Problem statement:
Using the listing below, select the lines with the word "this" and copy them.

┌────────

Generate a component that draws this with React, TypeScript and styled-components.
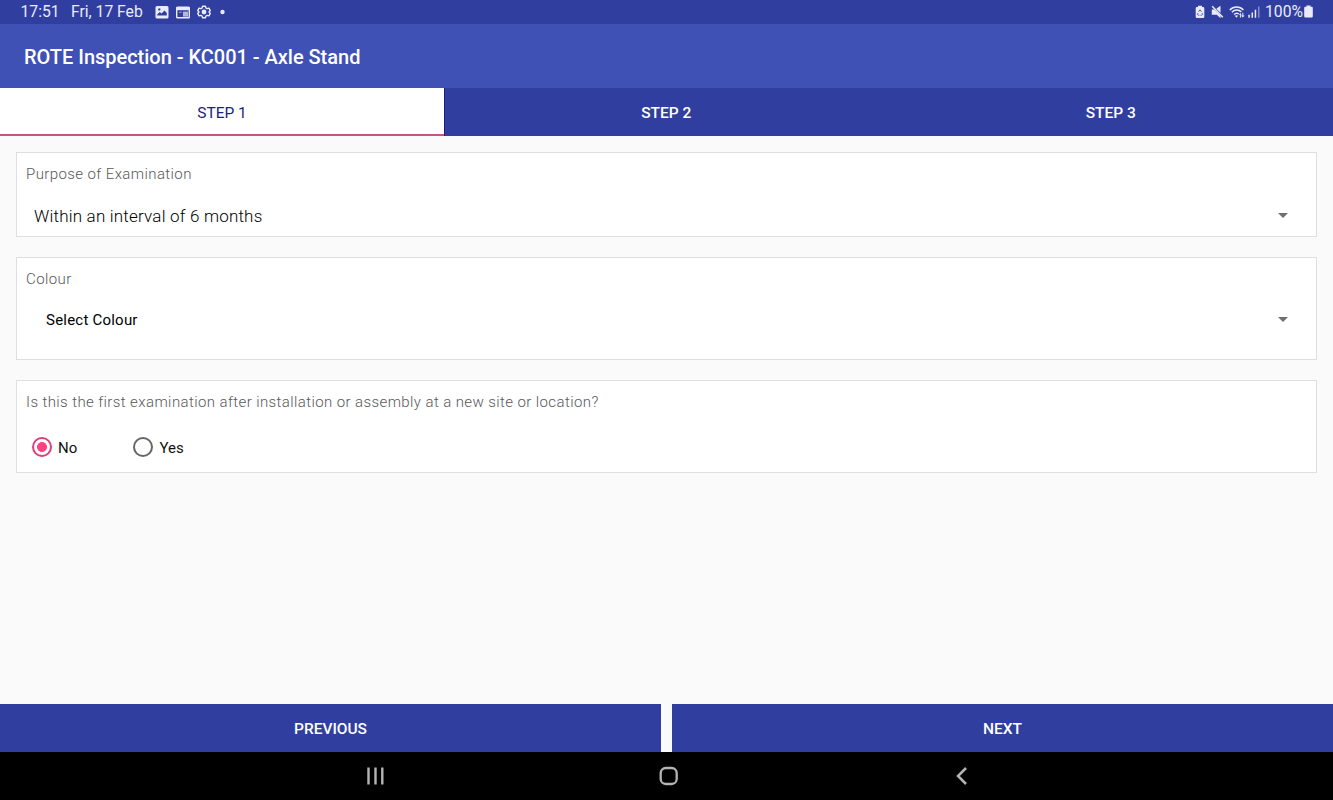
import { useState } from 'react';
import styled, { createGlobalStyle } from 'styled-components';

const colors = {
  primary: '#3f51b5',
  primaryDark: '#303f9f',
  accent: '#ff4081',
  status: '#e9ebfa',
  nav: '#b4b4b4',
};

const GlobalStyle = createGlobalStyle`
  * {
    box-sizing: border-box;
  }
  body {
    margin: 0;
    font-family: Roboto, 'Liberation Sans', sans-serif;
  }
  button {
    font-family: inherit;
    border: none;
    padding: 0;
    cursor: pointer;
  }
`;

const StyledScreen = styled('div')`
  display: flex;
  flex-direction: column;
  height: 100vh;
  overflow: hidden;
  background-color: #fafafa;
`;
const StyledStatusBar = styled('div')`
  display: flex;
  justify-content: space-between;
  height: 24px;
  padding: 0 20px 0 20.5px;
  background-color: ${colors.primaryDark};
  color: ${colors.status};
  font-size: 15.7px;
  line-height: 24px;
`;
const StyledStatusGroup = styled('div')`
  display: flex;
  align-items: center;
`;
const StyledStatusText = styled('span')<{ $width: number }>`
  width: ${({ $width }) => $width}px;
  white-space: nowrap;
`;
const StyledStatusIcon = styled('svg')<{ $gap: number }>`
  display: block;
  flex: none;
  margin-right: ${({ $gap }) => $gap}px;
`;
const StyledAppBar = styled('header')`
  display: flex;
  align-items: center;
  height: 64px;
  padding: 1px 24px 0;
  background-color: ${colors.primary};
`;
const StyledTitle = styled('h1')`
  margin: 0;
  color: #fff;
  font-size: 20px;
  font-weight: 500;
  letter-spacing: -0.02px;
`;
const StyledTabs = styled('div')`
  display: grid;
  grid-template-columns: 444px 1fr 1fr;
  height: 48px;
  background-color: ${colors.primaryDark};
`;
const StyledTab = styled('button')<{ $active: boolean }>`
  padding-top: 1px;
  background-color: ${({ $active }) => ($active ? '#fff' : 'transparent')};
  box-shadow: ${({ $active }) => ($active ? 'inset 0 -2px 0 #c2577f, 1px 0 0 #1a237e' : 'none')};
  color: ${({ $active }) => ($active ? '#1a237e' : '#fff')};
  font-size: 15.5px;
  font-weight: ${({ $active }) => ($active ? 400 : 500)};
`;
const StyledForm = styled('main')`
  flex: 1;
  display: flex;
  flex-direction: column;
  gap: 20px;
  padding: 16px;
`;
const StyledCard = styled('section')<{ $height: number }>`
  height: ${({ $height }) => $height}px;
  padding: 11px 9px 0;
  border: 1px solid #dfdfdf;
  background-color: #fff;
`;
const StyledLabel = styled('div')`
  color: #585858;
  font-size: 15px;
  font-weight: 300;
  line-height: 20px;
  letter-spacing: 0.4px;
`;
const StyledSelect = styled('div')<{ $inset: number; $top: number; $size: number; $weight: number; $spacing: number }>`
  display: flex;
  align-items: center;
  justify-content: space-between;
  height: 24px;
  margin-top: ${({ $top }) => $top}px;
  padding: 0 19px 0 ${({ $inset }) => $inset}px;
  color: #000;
  font-size: ${({ $size }) => $size}px;
  font-weight: ${({ $weight }) => $weight};
  letter-spacing: ${({ $spacing }) => $spacing}px;
`;
const StyledCaret = styled('svg')`
  display: block;
`;
const StyledRadioGroup = styled('div')`
  display: flex;
  margin-top: 25px;
  padding-left: 6px;
`;
const StyledRadio = styled('label')`
  display: flex;
  align-items: center;
  width: 101.4px;
  height: 20px;
  color: #111;
  font-size: 15px;
  line-height: 22px;
  cursor: pointer;
`;
const StyledRadioInput = styled('input')`
  appearance: none;
  width: 20px;
  height: 20px;
  margin: 0 6px 0 0;
  border: 2px solid #666;
  border-radius: 50%;

  &:checked {
    border-color: #dd3f7c;
    background: radial-gradient(circle, ${colors.accent} 4.6px, transparent 5.3px);
  }
`;
const StyledRadioText = styled('span')`
  padding-top: 2px;
`;
const StyledActions = styled('footer')`
  display: grid;
  grid-template-columns: 1fr 1fr;
  gap: 11px;
  height: 48px;
`;
const StyledActionButton = styled('button')`
  padding-top: 1px;
  background-color: ${colors.primaryDark};
  color: #fff;
  font-size: 15.5px;
  font-weight: 500;
`;
const StyledNavBar = styled('nav')`
  display: flex;
  align-items: center;
  justify-content: center;
  gap: 269px;
  height: 48px;
  padding-left: 5px;
  background-color: #000;
`;
const StyledNavButton = styled('button')`
  display: block;
  width: 24px;
  height: 24px;
  background: none;
`;

const Caret = () => (
  <StyledCaret width="10" height="6" viewBox="0 0 10 6">
    <path d="M0 0h10L5 5z" fill="#707070" />
  </StyledCaret>
);

const StatusBar = () => (
  <StyledStatusBar>
    <StyledStatusGroup>
      <StyledStatusText $width={50.5}>17:51</StyledStatusText>
      <StyledStatusText $width={84}>Fri, 17 Feb</StyledStatusText>
      <StyledStatusIcon $gap={7} width="14" height="24" viewBox="0 0 14 24">
        <path
          fillRule="evenodd"
          fill={colors.status}
          d="M2 6h10a1.5 1.5 0 0 1 1.5 1.5v9.500a1.500 1.500 0 0 1-1.500 1.500H2A1.500 1.500 0 0 1 .5 17V7.500A1.500 1.500 0 0 1 2 6zm.2 9.500h9.600V13L9.500 10.500l-3 3-1.700-1.400-2.600 2.500zM4.300 8.200a1.200 1.200 0 1 0 .01 0z"
        />
      </StyledStatusIcon>
      <StyledStatusIcon $gap={6.5} width="14" height="24" viewBox="0 0 14 24">
        <rect x="0.700" y="7.200" width="12.600" height="10.600" rx="0.800" fill="none" stroke={colors.status} strokeWidth="1.400" />
        <path d="M.5 7h13v3.200H.5z" fill={colors.status} />
        <path d="M2.800 11.800h3v.9h-3z" fill={colors.status} opacity="0.600" />
        <path d="M7 11.600h5v5H7z" fill={colors.status} opacity="0.700" />
      </StyledStatusIcon>
      <StyledStatusIcon $gap={9.5} width="14" height="24" viewBox="0 0 14 24">
        <path
          d="M5.600 6.200h2.800l.5 1.800 1.200.7 1.800-.5 1.400 2.400-1.300 1.400 1.300 1.400-1.400 2.400-1.800-.5-1.200.7-.5 1.800H5.600L5.100 16l-1.200-.7-1.800.5-1.400-2.400L2 12 .7 10.600l1.400-2.400 1.800.5L5.100 8z"
          fill="none"
          stroke={colors.status}
          strokeWidth="1.400"
          strokeLinejoin="round"
        />
        <circle cx="7" cy="12" r="2.400" fill={colors.status} />
      </StyledStatusIcon>
      <StyledStatusIcon $gap={0} width="5" height="24" viewBox="0 0 5 24">
        <circle cx="2.500" cy="12" r="2.200" fill={colors.status} />
      </StyledStatusIcon>
    </StyledStatusGroup>
    <StyledStatusGroup>
      <StyledStatusIcon $gap={6} width="10" height="24" viewBox="0 0 10 24">
        <path d="M3 5.800h4V7h1a1.300 1.300 0 0 1 1.300 1.300v8.400A1.300 1.300 0 0 1 8 18H2a1.300 1.300 0 0 1-1.300-1.300V8.300A1.300 1.300 0 0 1 2 7h1z" fill={colors.status} />
        <path
          d="M3.600 11.800 5 9.800l1.400 2M7 13l.6 1.400-.8.8H5.400M4.400 15.200H3.200l-.8-.8L3 13"
          fill="none"
          stroke={colors.primaryDark}
          strokeWidth="0.800"
        />
      </StyledStatusIcon>
      <StyledStatusIcon $gap={5} width="13" height="24" viewBox="0 0 13 24">
        <path d="M.8 9.500h2.500l6.200 6.300v2.400L5.800 14.700h-5zM5.300 8.800l4.200-3v7z" fill={colors.status} />
        <path d="M1.200 6.300l10.600 11" stroke={colors.status} strokeWidth="1.500" />
      </StyledStatusIcon>
      <StyledStatusIcon $gap={3} width="16" height="24" viewBox="0 0 16 24">
        <path
          d="M.8 9.900C4.500 6 10.800 6 14.400 9.900M2.900 12.200c2.700-2.800 6.900-2.800 9.400-.3M5.100 14.500c1.500-1.500 3.400-1.500 4.700-.5"
          fill="none"
          stroke={colors.status}
          strokeWidth="1.500"
        />
        <path d="M5.800 15.800c1-.8 2.400-.8 3.200 0L7.500 17.800z" fill={colors.status} />
        <path d="M9.800 14.800l1.600-1.900 1.200 1.900zM12 15.400h3.600l-1.800 2.200z" fill={colors.status} />
        <path d="M11.400 14v3.600M13.800 12.800v3.400" stroke={colors.status} strokeWidth="1" />
      </StyledStatusIcon>
      <StyledStatusIcon $gap={5} width="12" height="24" viewBox="0 0 12 24">
        <path d="M.3 14.800h1.500v2.900H.3zM3.500 12.500H5v5.200H3.500zM6.700 9.700h1.500v8H6.700z" fill={colors.status} />
        <path d="M10 6.500h1.500v11.200H10z" fill={colors.status} opacity="0.450" />
      </StyledStatusIcon>
      <StyledStatusText $width={39}>100%</StyledStatusText>
      <StyledStatusIcon $gap={0} width="9" height="24" viewBox="0 0 9 24">
        <path d="M2.500 5.500h4v1.200h1a1.300 1.300 0 0 1 1.300 1.300v8.200a1.300 1.300 0 0 1-1.300 1.300h-6A1.300 1.300 0 0 1 .2 16.200V8a1.300 1.300 0 0 1 1.300-1.300h1z" fill={colors.status} />
      </StyledStatusIcon>
    </StyledStatusGroup>
  </StyledStatusBar>
);

const steps = ['STEP 1', 'STEP 2', 'STEP 3'];

export default function App() {
  const [step, setStep] = useState(0);
  const [first, setFirst] = useState('No');

  return (
    <>
      <GlobalStyle />
      <StyledScreen>
        <StatusBar />
        <StyledAppBar>
          <StyledTitle>ROTE Inspection - KC001 - Axle Stand</StyledTitle>
        </StyledAppBar>
        <StyledTabs>
          {steps.map((label, index) => (
            <StyledTab key={label} $active={index === step} onClick={() => setStep(index)}>
              {label}
            </StyledTab>
          ))}
        </StyledTabs>
        <StyledForm>
          <StyledCard $height={85}>
            <StyledLabel>Purpose of Examination</StyledLabel>
            <StyledSelect $inset={8} $top={20} $size={17} $weight={300} $spacing={0.2}>
              Within an interval of 6 months
              <Caret />
            </StyledSelect>
          </StyledCard>
          <StyledCard $height={103}>
            <StyledLabel>Colour</StyledLabel>
            <StyledSelect $inset={20} $top={19} $size={15} $weight={400} $spacing={0.22}>
              Select Colour
              <Caret />
            </StyledSelect>
          </StyledCard>
          <StyledCard $height={93}>
            <StyledLabel>
              Is this the first examination after installation or assembly at a new site or location?
            </StyledLabel>
            <StyledRadioGroup>
              {['No', 'Yes'].map((option) => (
                <StyledRadio key={option}>
                  <StyledRadioInput
                    type="radio"
                    name="first"
                    checked={first === option}
                    onChange={() => setFirst(option)}
                  />
                  <StyledRadioText>{option}</StyledRadioText>
                </StyledRadio>
              ))}
            </StyledRadioGroup>
          </StyledCard>
        </StyledForm>
        <StyledActions>
          <StyledActionButton onClick={() => setStep(Math.max(step - 1, 0))}>PREVIOUS</StyledActionButton>
          <StyledActionButton onClick={() => setStep(Math.min(step + 1, 2))}>NEXT</StyledActionButton>
        </StyledActions>
        <StyledNavBar>
          <StyledNavButton aria-label="Recent apps">
            <svg width="24" height="24" viewBox="0 0 24 24">
              <path d="M4.500 3.500v17M11.500 3.500v17M18.300 3.500v17" stroke={colors.nav} strokeWidth="2.400" />
            </svg>
          </StyledNavButton>
          <StyledNavButton aria-label="Home">
            <svg width="24" height="24" viewBox="0 0 24 24">
              <rect x="3.700" y="4" width="16" height="16" rx="5" fill="none" stroke={colors.nav} strokeWidth="2.300" />
            </svg>
          </StyledNavButton>
          <StyledNavButton aria-label="Back">
            <svg width="24" height="24" viewBox="0 0 24 24">
              <path d="M16 4 8 12l8 8" fill="none" stroke={colors.nav} strokeWidth="2.500" />
            </svg>
          </StyledNavButton>
        </StyledNavBar>
      </StyledScreen>
    </>
  );
}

└────────

Answer to the task:
Generate a component that draws this with React, TypeScript and styled-components.
              Is this the first examination after installation or assembly at a new site or location?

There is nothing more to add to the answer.